The Imaging and Perimetry Society’s meeting is a small but high quality international conference that mixes serious multidisciplinary science with events such as the traditional national singing at the meeting dinner. It is particularly useful for younger eye care professionals and scientists. Accompanying persons are also catered for. The 2014 meeting will be held in Manhattan (Mitchell Dul, SUNY College of Optometry, NY, USA), and the 2016 meeting will be in Udine Italy (Marco Zeppieri, S Maria della Misericordia Hospital, Udine, Italy).

Financial & competing interests disclosure

T Maddess receives royalty income from Carl Zeiss Meditec (CA, USA) for the sale of the FDT® and Matrix® perimeters. Several patents and patent applications for multifocal pupillographic objective perimetry methods on which he is an inventor are licensed by the Australian National University to Seeing Machines Ltd (Canberra, ACT, Australia). Seeing Machines Ltd. also supplies the author with equipment and funding for research into multifocal pupillographic objective perimetry. The author has no other relevant affiliations or financial involvement with any organization or entity with a financial interest in or financial conflict with the subject matter or materials discussed in the manuscript apart from those disclosed.

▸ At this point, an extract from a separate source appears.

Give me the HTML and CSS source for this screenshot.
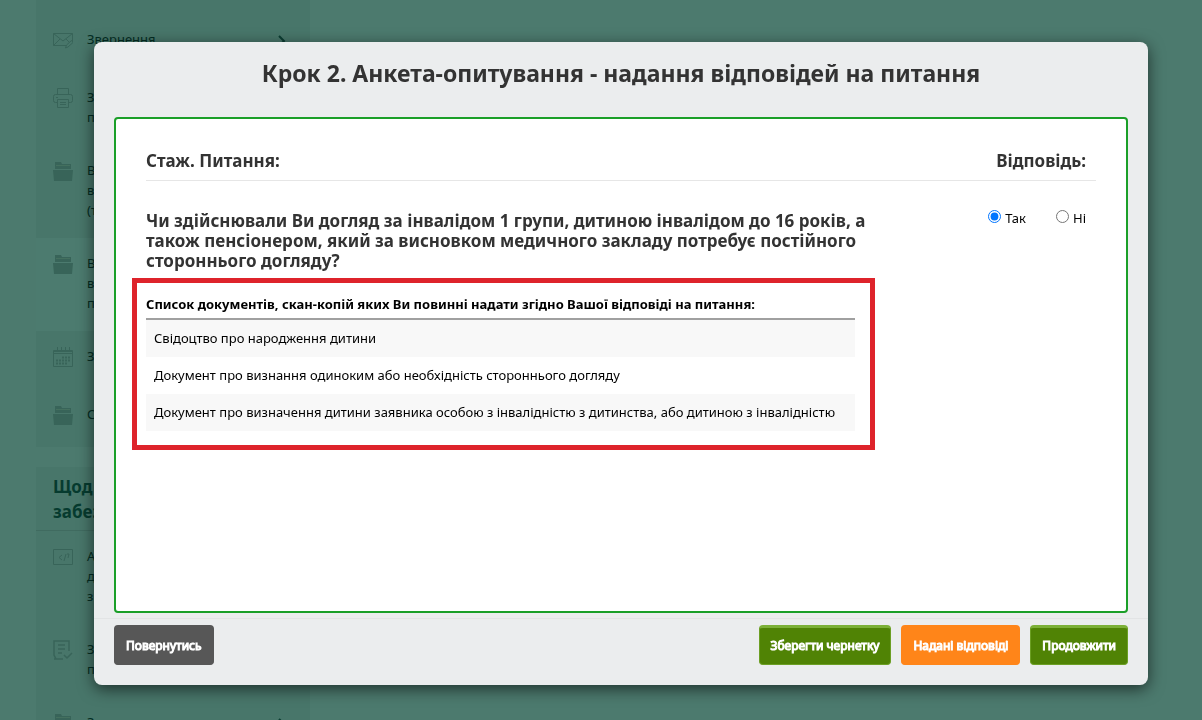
FILE: index.html
```html
<!DOCTYPE html>
<html lang="uk">
<head>
<meta charset="utf-8">
<meta name="viewport" content="width=device-width, initial-scale=1">
<title>Анкета-опитування</title>
<link rel="stylesheet" href="styles.css">
</head>
<body>
<svg class="sprite" aria-hidden="true">
  <symbol id="mail" viewBox="0 0 20 20"><path d="M13 15.500H.500V3.500h19V12M.500 3.500 10 11l9.500-7.500M.500 15.500 7 9M13 9l3 3M12.500 18l1-3 5-4.500 1.500 2-5 4.500z"/></symbol>
  <symbol id="printer" viewBox="0 0 20 20"><path d="M4 14.500H2.500a2 2 0 0 1-2-2v-4a2 2 0 0 1 2-2h15a2 2 0 0 1 2 2v4a2 2 0 0 1-2 2H16M4.500 6.500v-6h11v6M4.500 11.500h11v8h-11zM7 14.500h6M7 16.500h6M3 9.500h2"/></symbol>
  <symbol id="folder" viewBox="0 0 20 20"><path class="solid" d="M2 8V1h6l1 2h9v5zM0 9h20l-1 11H1z"/><path class="slit" d="M3 4.500h14"/></symbol>
  <symbol id="calendar" viewBox="0 0 20 20"><path d="M.500 3.500h19v16H.500zM.500 6.500h19M.500 4.500h19M4.500 0v5M8.500 0v5M12.500 0v5M16.500 0v5"/><path class="dots" d="M9 10.500h9M3 13.500h15M3 16.500h12"/></symbol>
  <symbol id="code" viewBox="0 0 20 20"><path d="M.500 2.500h19v15H.500zM9 8l-3 2.500L9 13M13 7l-2 7M14 7h2l-1 4"/></symbol>
  <symbol id="form" viewBox="0 0 20 20"><path class="medium" d="M16 11V1H1v14l2 4h7M1 19h6M5 5h7M5 9h7M5 13h4M11 15l3 3 5-5"/></symbol>
  <symbol id="chevron" viewBox="0 0 8 12"><path class="thick" d="M1 1l5 5-5 5"/></symbol>
</svg>

<aside class="sidebar">
  <nav class="menu menu-first">
    <a class="item" href="#"><svg class="icon"><use href="#mail"/></svg><span>Звернення</span><svg class="chevron"><use href="#chevron"/></svg></a>
    <a class="item" href="#"><svg class="icon"><use href="#printer"/></svg><span>З<br>п</span></a>
    <a class="item" href="#"><svg class="icon"><use href="#folder"/></svg><span>В<br>в<br>(т</span></a>
    <a class="item item-active" href="#"><svg class="icon"><use href="#folder"/></svg><span>В<br>в<br>п</span></a>
    <a class="item" href="#"><svg class="icon"><use href="#calendar"/></svg><span>З</span></a>
    <a class="item" href="#"><svg class="icon"><use href="#folder"/></svg><span>С</span></a>
  </nav>
  <nav class="menu">
    <h2 class="menu-title">Щод<br>забез</h2>
    <a class="item" href="#"><svg class="icon"><use href="#code"/></svg><span>А<br>д<br>з</span></a>
    <a class="item" href="#"><svg class="icon"><use href="#form"/></svg><span>З<br>п</span></a>
    <a class="item" href="#"><svg class="icon"><use href="#folder"/></svg><span>З</span><svg class="chevron"><use href="#chevron"/></svg></a>
  </nav>
</aside>

<section class="modal" role="dialog" aria-labelledby="modal-title">
  <h1 class="modal-title" id="modal-title">Крок 2. Анкета-опитування - надання відповідей на питання</h1>
  <div class="panel">
    <header class="panel-head">
      <h2 class="label">Стаж. Питання:</h2>
      <h2 class="label">Відповідь:</h2>
    </header>
    <div class="question-row">
      <h3 class="question" id="question">Чи здійснювали Ви догляд за інвалідом 1 групи, дитиною інвалідом до 16 років, а також пенсіонером, який за висновком медичного закладу потребує постійного стороннього догляду?</h3>
      <div class="answers" role="radiogroup" aria-labelledby="question">
        <label class="answer"><input type="radio" name="care" checked>Так</label>
        <label class="answer"><input type="radio" name="care">Ні</label>
      </div>
    </div>
    <div class="documents">
      <table class="doc-table">
        <thead><tr><th scope="col">Список документів, скан-копій яких Ви повинні надати згідно Вашої відповіді на питання:</th></tr></thead>
        <tbody>
          <tr><td>Свідоцтво про народження дитини</td></tr>
          <tr><td>Документ про визнання одиноким або необхідність стороннього догляду</td></tr>
          <tr><td>Документ про визначення дитини заявника особою з інвалідністю з дитинства, або дитиною з інвалідністю</td></tr>
        </tbody>
      </table>
    </div>
  </div>
  <footer class="actions">
    <button class="btn btn-back" type="button">Повернутись</button>
    <button class="btn btn-green" type="button">Зберегти чернетку</button>
    <button class="btn btn-orange" type="button">Надані відповіді</button>
    <button class="btn btn-green" type="button">Продовжити</button>
  </footer>
</section>
</body>
</html>
```
FILE: styles.css
```css
* { box-sizing: border-box; }

body {
  margin: 0;
  height: 100vh;
  overflow: hidden;
  background: #4c7a6e;
  font: 13px/20px "Noto Sans", "Open Sans", sans-serif;
  color: #000;
}

h1, h2, h3 { margin: 0; font-family: "Noto Sans", "Open Sans", sans-serif; font-weight: 700; }

.sprite { position: absolute; width: 0; height: 0; }

/* Sidebar behind the dialog */
.sidebar {
  width: 274px;
  margin-left: 36px;
  display: flex;
  flex-direction: column;
  gap: 20px;
}
.menu { background: #48766a; }
.menu-first { padding-top: 14px; }
.menu-title {
  padding: 7px 17px 6px;
  border-bottom: 1px solid #406b60;
  font-size: 17px;
  line-height: 25px;
  color: #063b2f;
}
.item {
  display: flex;
  gap: 14px;
  min-height: 58px;
  padding: 15px 24px 18px 17px;
  color: #032d23;
  text-decoration: none;
}
.item-active { background: #4c7b6f; }
.icon {
  flex: none;
  width: 20px;
  height: 20px;
  margin-top: 1px;
  fill: none;
  stroke: #386459;
}
.solid { fill: #386459; stroke: none; }
.slit { stroke: #44705f; }
.dots { stroke-width: 2; stroke-dasharray: 2 1; }
.medium { stroke-width: 1.5; }
.thick { stroke-width: 2; }
.chevron {
  width: 8px;
  height: 12px;
  margin: 6px 0 0 auto;
  fill: none;
  stroke: #0b3d32;
}

/* Dialog */
.modal {
  position: fixed;
  inset: 42px 54px 35px 94px;
  display: flex;
  flex-direction: column;
  border-radius: 8px;
  background: #ebedee;
  box-shadow: 0 4px 16px rgba(0, 0, 0, 0.6);
}
.modal-title {
  padding: 15px 20px 28px;
  font-size: 23px;
  line-height: 32px;
  text-align: center;
  color: #333;
}
.panel {
  flex: 1;
  margin: 0 20px;
  padding: 30px;
  border: 2px solid #1a9f28;
  border-radius: 4px;
  background: #fff;
}
.panel-head {
  display: flex;
  justify-content: space-between;
  padding: 2px 10px 9px 0;
  border-bottom: 1px solid #e6e6e6;
}
.label, .question { font-size: 17px; line-height: 20px; color: #333; }
.question-row {
  display: flex;
  justify-content: space-between;
  padding: 30px 10px 7px 0;
}
.question { flex: 0 1 750px; }
.answers { display: flex; gap: 30px; }
.answer { display: flex; gap: 4px; height: 14px; line-height: 14px; }
.answer input { margin: -1px 0 0; width: 13px; height: 13px; accent-color: #0075ff; }

.documents {
  width: 743px;
  max-width: 100%;
  margin-left: -14px;
  padding: 9px 15px 14px 9px;
  border: 5px solid #de232b;
}
.doc-table { width: 100%; border-collapse: collapse; }
.doc-table th {
  padding: 2px 0 4px;
  border-bottom: 2px solid #a0a0a0;
  text-align: left;
}
.doc-table td { padding: 8px 8px 9px; }
.doc-table tbody tr:nth-child(odd) { background: #f8f8f8; }

.actions {
  display: flex;
  gap: 10px;
  margin-top: 5px;
  padding: 6px 20px 20px;
  border-top: 1px solid #e2e4e5;
}
.btn {
  height: 40px;
  padding: 0 11px;
  border: 1px solid;
  border-top-width: 3px;
  border-radius: 4px;
  font: 12px/20px "Noto Sans", "Open Sans", sans-serif;
  -webkit-text-stroke: 1px #fff;
  color: #fff;
}
.btn-back { margin-right: auto; background: #575757; border-color: #575757; }
.btn-green { background: #508305; border-color: #7cb037 #6c9f24 #6c9f24; }
.btn-orange { background: #ff8519; border-color: #ff8519; }
```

No writing assistance was utilized in the production of this manuscript.

References

  • Artes PH, Iwase A, Ohno Y, Kitazawa Y, Chauhan BC. Properties of perimetric threshold estimates from full threshold, SITA standard, and SITA fast strategies. Invest. Ophth. Vis. Sci.43, 2654–2659 (2002).
  • Maddess T. The influence of sampling errors on test–retest variability in perimetry. Invest. Ophth. Vis. Sci.52, 1014–1022 (2011).
  • Chauhan BC, Garway-Heath DF, Goñi FJ et al. Practical recommendations for measuring rates of visual field change in glaucoma. Br. J. Ophthalmol.92(4), 569–573 (2008).
  • Kim TW, Zangwill LM, Bowd C, Sample PA, Shah N, Weinreb RN. Retinal nerve fiber layer damage as assessed by optical coherence tomography in eyes with a visual field defect detected by frequency doubling technology perimetry but not by standard automated perimetry. Ophthalmology114(6), 1053–1057 (2007).